In an interview in Guatemala where he was attending a literary festival, he said his homeland's seemingly "quiet, subdued, gagged" response to Ortega's repression belied a deeply rebellious streak.
"Nicaragua is a country that already shook off a dictatorship in the past (the brutal Somoza dynasty in 1979). And it tried to do so in 2018, which is why there was the great repression that left hundreds dead," he said.
"Deep down there is a libertarian spirit, a latent spirit of rebellion against any dictatorship. At some point, there will be a change," he said.

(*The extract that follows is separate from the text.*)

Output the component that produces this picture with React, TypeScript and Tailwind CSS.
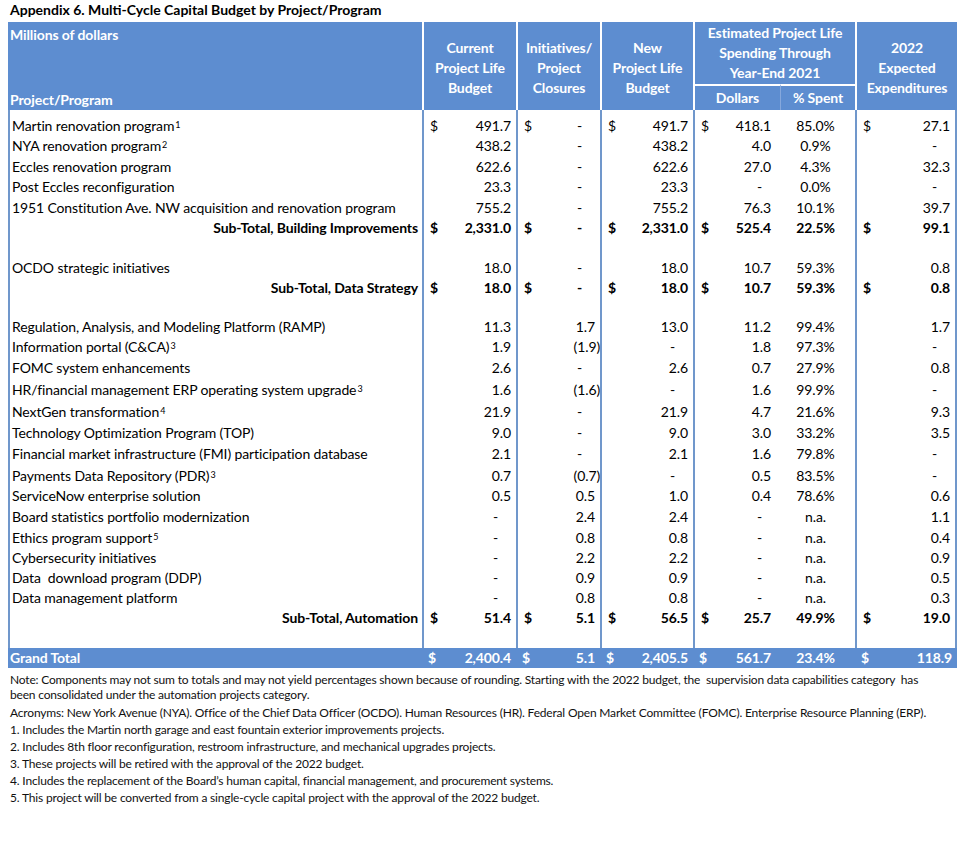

- 'Autocratic tendencies' -
Ramirez was part of a group of intellectuals, business people and clerics that supported the overthrow of the Somoza dictatorship.
He later served as vice-president under Ortega from 1985 to 1990.
But he broke away from the Sandinistas in 1995 in protest at what he called Ortega's "autocratic tendencies."
In 2021, he fled to Spain, shortly before he was accused by state prosecutors of trying to "destabilize" Nicaragua through his work and threatened with arrest.
The 2017 winner of the Miguel de Cervantes Prize, the most prestigious award for Spanish-language literature, hit out at Ortega's "isolationism."
Earlier this month, Nicaragua announced it was pulling out of UNESCO after the UN cultural agency bestowed its annual press prize on a venerable Nicaraguan newspaper whose staff were forced into exile.
Ortega has also pulled Nicaragua out of the UN Human Rights Council (UNHRC), the International Organization for Migration and the International Labour Organization over criticism of his human rights record.
Ramirez said that, even if he were allowed return to Nicaragua, he would find it "impossible to live" in a country where government critics run the risk of imprisonment, banishment or worse.
"The Nicaragua I would like to return does not exist at the moment," he said.